Salzburg- Unter völlig unterschiedlichen, aber faszinierenden Voraussetzungen wurde in Salzburg musiziert. Im Mozarteum waren es die jungen Dachse des Attergau Institute Orchestra, deren Trupp von Wiener philharmonischen Altfüchsen durchmischt war. Es sind dies Pädagogen, die in St. Georgen Nachwuchsmusiker auf das große Orchesterspiel einjustieren - unter der Leitung von Valery Gergiev.

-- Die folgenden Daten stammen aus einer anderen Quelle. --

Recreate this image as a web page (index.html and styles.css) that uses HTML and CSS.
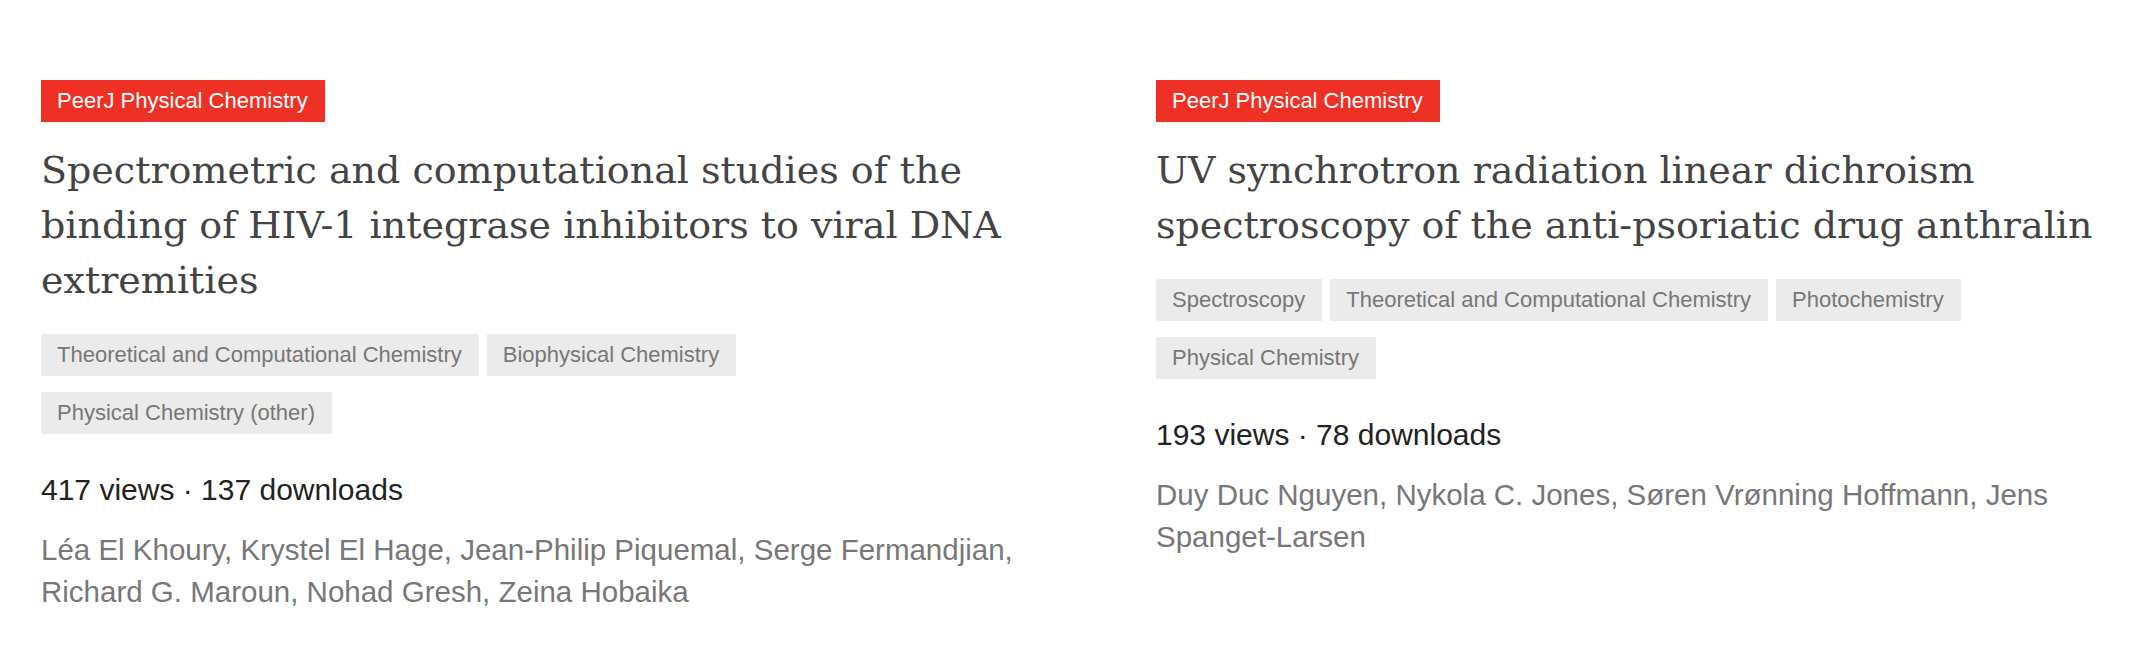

Man könnte sich für ein solches Kursfinale einen gesitteteren Maestro vorstellen, das käme einem weniger ohrenbetäubenden Hörerleben zugute. Andererseits scheint es für den Nachwuchs von Nutzen zu sein, einmal in Hitze die Botschaften Schostakowitschs (Kammersinfonie op. 110 a), Mendelssohns (die Schottische op. 56) und Prokofieffs (Violinkonzert Nr. 2) zu vernehmen. Als Solistin punktete die 14-jährige Sandra Cameron, ein Talent, aber auch eine zarte Pflanze, die bedächtig gepflegt werden sollte.

Nestlé-Österreich firmiert für das Attergauer Unternehmen als Initiator. Wenn nun auch die Berliner Philharmoniker eingetroffen sind, dann ziert sich auch nicht die Deutsche Bank (als "unser Partner") im Kleingedruckten des Programmes darauf hinzuweisen, in welche Richtung sie ihre schwarzen Zahlen auszuschütten beliebt.

Dies wird man gutheißen, wenn unter der Leitung von Claudio Abbado eine fiebrige Aufführung zustande kommt, wie jene der Siebenten von Gustav Mahler. Nicht nur, dass Abbado, gesundheitlich offenbar wieder gefestigt, als Persönlichkeit, als Mensch dem Orchester spürbar näher gekommen ist. Es ist um sein asketisches, fordernd-liebevolles Dirigieren eine Aura der Selbstlosigkeit, die von den Musikern auf rücksichtsvolle, in der gestalterischen Konsequenz völlig schonungslose Weise angenommen und akustisch-philosophisch reflektiert wird.

Mahlers kapitale Nachtmusik mit ihren schwarzbunten Kleins- und Elementarereignissen vollzog sich - keinesfalls perfekt in der detaillierten Sachbehandlung - in einer Atmosphäre von Spannung und Weitsicht, von Geben und Nehmen, wie sie in den erlebten Annalen der Festspiele von absolutem Seltenheitswert ist. Zuweilen darf man gesammelte Kräfte eines Interpretierens auch am Grad der publikativen Geschocktheit - nämlich Ergriffenheit - messen. Im Großen Haus herrschte lautstarke Andacht, endloser Jubel, und dann entschieden sich die Massen für jene Aufsprungbegeisterung, die man anglikanisch als Standing Ovations bezeichnet, wo sie doch mancherorts ein automatisierter, auch von langer Beifallshand inszenierter Reflex ist. Es war ein Mahler-Abend wie kaum ein Zweiter. Die Hörer schienen am Ende ihren Claudio zu umarmen. Eine Intimität, die sich applaudierend auch das Orchester erlaubte.